In the volatile world of trading, Asian stocks took a hit as China’s economic concerns cast a shadow. The Nikkei plummeted by 1.6% following the Bank of Japan’s discussions on pivoting from negative interest rates.
Chinese markets were not faring any better, with the Shanghai Shenzhen CSI 300 index hitting a near five-year low, down 0.5%. Trade data for November painted a grim picture, revealing a trade surplus growth driven by a modest export recovery but overshadowed by a surprising dip in imports, showcasing local demand weakness.
Moody’s recent threat of a credit rating downgrade added to China’s woes, citing increased risks from a potential property market meltdown and a lack of clear policy support. The ripple effect extended to Hong Kong’s Hang Seng index, which tumbled 1.9% to a 13-month low.
Japan’s Nikkei’s slide was exacerbated by Bank of Japan Governor Kazuo Ueda’s remarks on facing a more challenging situation in December and January. Discussions about pulling interest rates from record lows fueled expectations of the BOJ ending its ultra-loose policies in 2024
While Japan faced challenges, broader Asian markets mirrored China’s weakness. The negative tone continued from Wall Street’s overnight close, amplifying regional concerns. Eyes were on the impending U.S. nonfarm payrolls reading, anticipated to offer insights into the future monetary policy path.

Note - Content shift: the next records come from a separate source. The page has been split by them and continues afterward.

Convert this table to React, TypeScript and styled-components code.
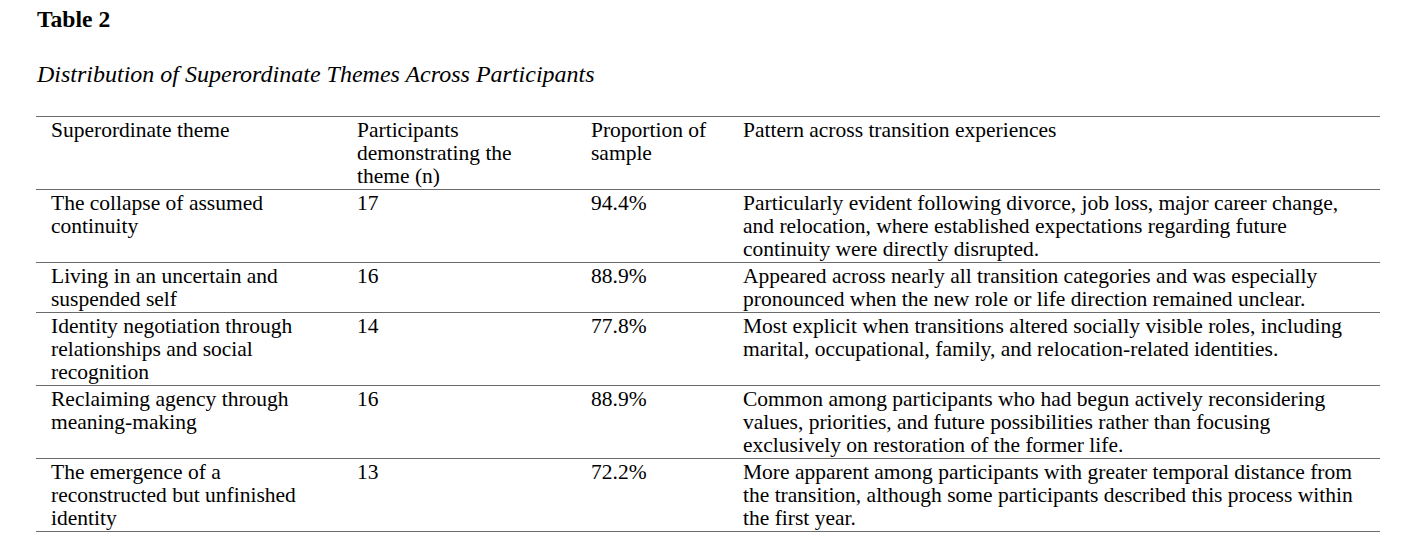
import React from "react";
import styled, { createGlobalStyle } from "styled-components";

const GlobalStyle = createGlobalStyle`
  html, body {
    margin: 0;
    padding: 0;
    background: #ffffff;
  }
  body {
    font-family: "Liberation Serif", "Times New Roman", serif;
    color: #000000;
  }
`;

const Page = styled.div`
  width: 1405px;
  height: 553px;
  box-sizing: border-box;
  padding: 6px 0 0 36px;
  background: #ffffff;
`;

const Heading = styled.h1`
  margin: 0;
  font-size: 23.6px;
  line-height: 26px;
  font-weight: bold;
  padding-left: 1px;
`;

const Caption = styled.p`
  margin: 29px 0 0 0;
  font-size: 24px;
  line-height: 26px;
  font-style: italic;
  padding-left: 1px;
`;

const Table = styled.table`
  margin-top: 29px;
  width: 1344px;
  border-collapse: collapse;
  table-layout: fixed;
  font-size: 21.5px;
  line-height: 23px;
  border-top: 1px solid #6b6b6b;
`;

const Col = styled.col<{ $w: number }>`
  width: ${(p) => p.$w}px;
`;

const HeadCell = styled.th`
  text-align: left;
  font-weight: normal;
  vertical-align: top;
  padding: 2px 15px 1px 15px;
  border-bottom: 1px solid #6b6b6b;
`;

const Cell = styled.td`
  vertical-align: top;
  padding: 2px 15px 1px 15px;
  border-bottom: 1px solid #6b6b6b;
`;

const rows = [
  {
    theme: "The collapse of assumed continuity",
    n: "17",
    pct: "94.4%",
    pattern:
      "Particularly evident following divorce, job loss, major career change, and relocation, where established expectations regarding future continuity were directly disrupted.",
  },
  {
    theme: "Living in an uncertain and suspended self",
    n: "16",
    pct: "88.9%",
    pattern:
      "Appeared across nearly all transition categories and was especially pronounced when the new role or life direction remained unclear.",
  },
  {
    theme: "Identity negotiation through relationships and social recognition",
    n: "14",
    pct: "77.8%",
    pattern:
      "Most explicit when transitions altered socially visible roles, including marital, occupational, family, and relocation-related identities.",
  },
  {
    theme: "Reclaiming agency through meaning-making",
    n: "16",
    pct: "88.9%",
    pattern:
      "Common among participants who had begun actively reconsidering values, priorities, and future possibilities rather than focusing exclusively on restoration of the former life.",
  },
  {
    theme: "The emergence of a reconstructed but unfinished identity",
    n: "13",
    pct: "72.2%",
    pattern:
      "More apparent among participants with greater temporal distance from the transition, although some participants described this process within the first year.",
  },
];

export default function App() {
  return (
    <>
      <GlobalStyle />
      <Page>
        <Heading>Table 2</Heading>
        <Caption>Distribution of Superordinate Themes Across Participants</Caption>
        <Table>
          <colgroup>
            <Col $w={306} />
            <Col $w={234} />
            <Col $w={152} />
            <Col $w={652} />
          </colgroup>
          <thead>
            <tr>
              <HeadCell>Superordinate theme</HeadCell>
              <HeadCell>Participants demonstrating the theme (n)</HeadCell>
              <HeadCell>Proportion of sample</HeadCell>
              <HeadCell>Pattern across transition experiences</HeadCell>
            </tr>
          </thead>
          <tbody>
            {rows.map((r) => (
              <tr key={r.theme}>
                <Cell>{r.theme}</Cell>
                <Cell>{r.n}</Cell>
                <Cell>{r.pct}</Cell>
                <Cell>{r.pattern}</Cell>
              </tr>
            ))}
          </tbody>
        </Table>
      </Page>
    </>
  );
}
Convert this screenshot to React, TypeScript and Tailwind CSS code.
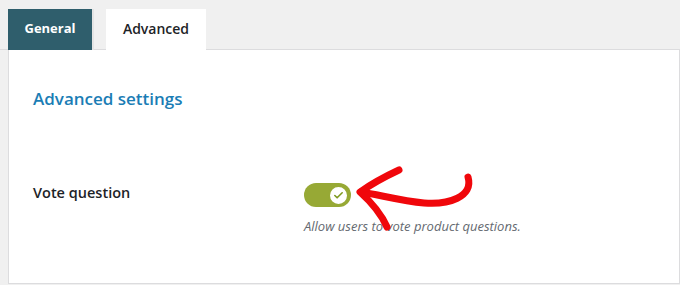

Amid the turbulence, Australia’s ASX 200 fell by 0.4% due to lower-than-expected trade surplus growth in October. South Korea’s KOSPI and Thailand’s SET Index also experienced losses of 0.1% and 0.7%, respectively.
Looking ahead, India’s Nifty 50 index hinted at a weak opening, cooling after three consecutive record-high closes. Attention turned to the Reserve Bank of India’s meeting, addressing recent stickiness in Indian inflation.